I think that when people accuse Cage of over-acting or of not being an actor capable of complex characterization, Racing with the Moon is one of the many films  to be cited as evidence to the contrary. In a film that does so many things right, Cage’s portrayal of Nicky fits in perfectly and pushes the film in all the right directions. 

The Verdict: I think that Racing with the Moon is a movie that is easy to enjoy and which also bears considerable fruit under analysis. The performances are great. The direction seems solid. The cinematography doesn’t try to get fancy, but it always pulls its weight. The story is outstanding. The symbolism in practically every scene is incredible. It’s a movie that just works.
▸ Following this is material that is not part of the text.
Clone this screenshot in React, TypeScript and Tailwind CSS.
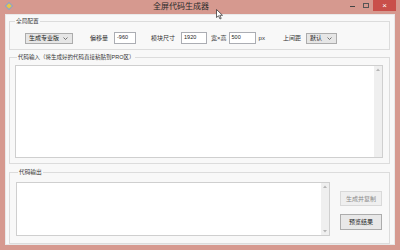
const font = { fontFamily: '"Liberation Sans", "Noto Sans CJK SC", sans-serif' };

const Chevron = () => (
  <svg width="5" height="3" viewBox="0 0 5 3" className="shrink-0">
    <path d="M0.5 0.5 L2.5 2.5 L4.5 0.5" fill="none" stroke="#555" strokeWidth="0.8" />
  </svg>
);

const FakeSelect = ({ value, className }: { value: string; className: string }) => (
  <div
    className={`flex h-[11px] items-center justify-between border border-[#acacac] bg-[#e6e6e6] pl-[3px] pr-[4px] text-[6px] leading-none text-[#222] ${className}`}
  >
    <span>{value}</span>
    <Chevron />
  </div>
);

const TextBox = ({ value, className }: { value: string; className: string }) => (
  <div
    className={`flex h-[12px] items-center border border-[#abadb3] bg-white pl-[2px] text-[5.5px] leading-none text-[#222] ${className}`}
  >
    {value}
  </div>
);

const Label = ({ text, className }: { text: string; className: string }) => (
  <span className={`text-[6px] leading-none text-[#333] ${className}`}>{text}</span>
);

const ScrollBar = ({ bottomArrow }: { bottomArrow?: boolean }) => (
  <div className="flex w-[8px] flex-col items-center justify-between bg-[#efefef] py-[2px]">
    <svg width="4" height="3" viewBox="0 0 4 3">
      <path d="M0 3 L2 0.5 L4 3 Z" fill="#b5b5b5" />
    </svg>
    {bottomArrow && (
      <svg width="4" height="3" viewBox="0 0 4 3">
        <path d="M0 0 L2 2.5 L4 0 Z" fill="#b5b5b5" />
      </svg>
    )}
  </div>
);

export default function App() {
  return (
    <div style={font} className="relative flex h-[250px] w-[400px] flex-col bg-[#d6998f]">
      {/* title bar */}
      <div className="relative flex h-[17px] items-start">
        <div className="ml-[6px] mt-[3px] flex h-[6px] w-[6px] items-center justify-center">
          <div className="h-[4px] w-[4px] rotate-45 bg-[#e8c64a] ring-1 ring-[#8aa3c9]" />
        </div>
        <div className="flex-1 pt-[2px] text-center text-[8px] leading-[10px] text-[#2b2b2b]">
          全屏代码生成器
        </div>
        <div className="flex items-start">
          <div className="mt-[6px] h-[1px] w-[5px] bg-[#444]" />
          <div className="ml-[8px] mt-[3px] h-[5px] w-[6px] border border-[#555]" />
          <div className="ml-[4px] mr-[4px] flex h-[11px] w-[23px] items-center justify-center bg-[#c94f4a] text-[8px] leading-none text-white">
            ×
          </div>
        </div>
        {/* mouse cursor */}
        <svg width="8" height="11" viewBox="0 0 8 11" className="absolute left-[216px] top-[9px]">
          <path d="M0.5 0.5 L0.5 8.5 L2.5 6.8 L4 10 L5.2 9.4 L3.8 6.3 L6.5 6.3 Z" fill="#fff" stroke="#222" strokeWidth="0.7" />
        </svg>
      </div>

      {/* client area */}
      <div className="mx-[5px] mb-[5px] flex flex-1 flex-col border border-[#e9e9e9] bg-[#f8f8f8] pl-[3px] pr-[4px]">
        {/* 全局配置 */}
        <fieldset className="mt-[2px] border border-[#dcdcdc] pb-[5px] pt-[7px]">
          <legend className="ml-[5px] px-[1px] text-[5.7px] leading-[8px] text-[#333]">全局配置</legend>
          <div className="flex items-center">
            <FakeSelect value="生成专业版" className="ml-[15px] w-[48px]" />
            <Label text="偏移量" className="ml-[17px]" />
            <TextBox value="-960" className="ml-[6px] w-[22px]" />
            <Label text="模块尺寸" className="ml-[15px]" />
            <TextBox value="1920" className="ml-[6px] w-[26px]" />
            <Label text="宽×高" className="ml-[4px]" />
            <TextBox value="500" className="ml-[2px] w-[27px]" />
            <Label text="px" className="ml-[3px]" />
            <Label text="上间距" className="ml-[18px]" />
            <FakeSelect value="默认" className="ml-[5px] w-[31px]" />
          </div>
        </fieldset>

        {/* 代码输入 */}
        <fieldset className="mt-[3px] border border-[#dcdcdc] pb-[5px] pl-[5px] pr-[6px] pt-[4px]">
          <legend className="ml-[2px] px-[1px] text-[5.5px] leading-[8px] text-[#333]">
            代码输入（将生成好的代码直接粘贴到PRO区）
          </legend>
          <div className="flex h-[93px] border border-[#cfcfcf] bg-white">
            <div className="flex-1" />
            <ScrollBar />
          </div>
        </fieldset>

        {/* 代码输出 */}
        <fieldset className="mt-[4px] border border-[#dcdcdc] pb-[7px] pl-[6px] pr-[7px] pt-[6px]">
          <legend className="ml-[2px] px-[1px] text-[5.7px] leading-[8px] text-[#333]">代码输出</legend>
          <div className="flex">
            <div className="flex h-[54px] w-[314px] border border-[#cfcfcf] bg-white">
              <div className="flex-1" />
              <ScrollBar bottomArrow />
            </div>
            <div className="ml-[10px] flex flex-col pt-[9px]">
              <div className="flex h-[15px] w-[42px] items-center justify-center border border-[#d9d9d9] bg-[#efefef] text-[6px] leading-none text-[#8a8a8a]">
                生成并复制
              </div>
              <div className="mt-[8px] flex h-[16px] w-[42px] items-center justify-center border border-[#acacac] bg-[#e8e8e8] text-[6px] leading-none text-[#222]">
                预览结果
              </div>
            </div>
          </div>
        </fieldset>
      </div>
    </div>
  );
}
If I were to fault anything in Racing with the Moon, it would be the romantic scenes between Hop and Caddie. Penn and McGovern have good chemistry, and it’s easy to believe that Hop and Caddie care deeply for each other in the way that teenagers do. But something feels missing from the moments in which they fight. In one pivotal scene late in film, Caddie is angry with Hop because he thinks that she’s rich. She tells him off, and McGovern absolutely sells that she is upset. Hop stands there, confused at what has happened. Penn manages to be frustrated at first and then shocked when he figures out the issue. But the fight happens quickly and ends without any real exchange. Perhaps it’s the way that the scene was written, but it feels as though the characters are fighting out of a formality. It doesn’t detract from the film’s pacing or story, but it just doesn’t match the heights achieved by practically every other scene. 

But beyond that, Racing with the Moon is thoroughly impressive. Nothing in the story ever feels contrived. The little things which come up again and again go so far in making meaning, almost in the way that young love is nostalgic for itself. The movie manages to evoke the feelings of being young and wanting simultaneously to be young and to be grown up. In particular, the train operates as a symbol of everything that Hop and Nicky have grown up towards, and its use is judicious enough to not become tired by the film’s end.

The movie opens on Hop walking down the train tracks. Two young boys warn him that the train is coming, and that he has to get off the tracks. He stares the two boys down, and in this moment, he is an adult compared to the boys, but his young rebellion against safety and reason is a topic which the film explores until the final moment. Later, he and Nicky race the train for fun, and when Hop doubts the wisdom of risking injury, Nicky assures him that “This train’s an old friend; it would never hurt us.” When Hop feels that Caddie is trying to scare him about his upcoming service in the military, he walks the tracks with her and tells her about his relationship to danger. Finally, he and Nicky deliberately miss their train to leave for the Marines so that they can chase it down and jump aboard - one last expression of their childhood on their way to become men. 

It’s difficult to point to one single aspect of Racing with the Moon that makes it a compelling and powerful film, but I think that makes it even more impressive. It’s simply a good movie. It doesn’t demand formal study of cinema, nor is it a movie with can only be enjoyed by audiences looking for a quick thrill. But it can be enjoyed by either group, and that’s impressive. I recommend Racing with the Moon, and I recommend watching it with a more thoughtful mindset than otherwise. 

On a more comical note, I watched Racing with the Moon on Netflix, which means that upon finishing it, Netflix suggested more movies to me based on my interest in Racing with the Moon. As usually happens when you finish a movie featuring Nicolas Cage on Netflix, it recommends another movie with Nicolas Cage. (This time, it recommended the incredible film Bringing Out the Dead.) The other two movies recommended were a movie about Hitler having a relationship with a Jew and a movie about a young Jewish man who hides his Judaism from a group of classmates. I suppose that the focus on plotlines that involved Jewish culture stemmed from the tangential relationship that Dancing with the Moon has with WWII. Nevertheless, it seems like a very bizarre metric upon which to base recommendations. C’mon, Netflix.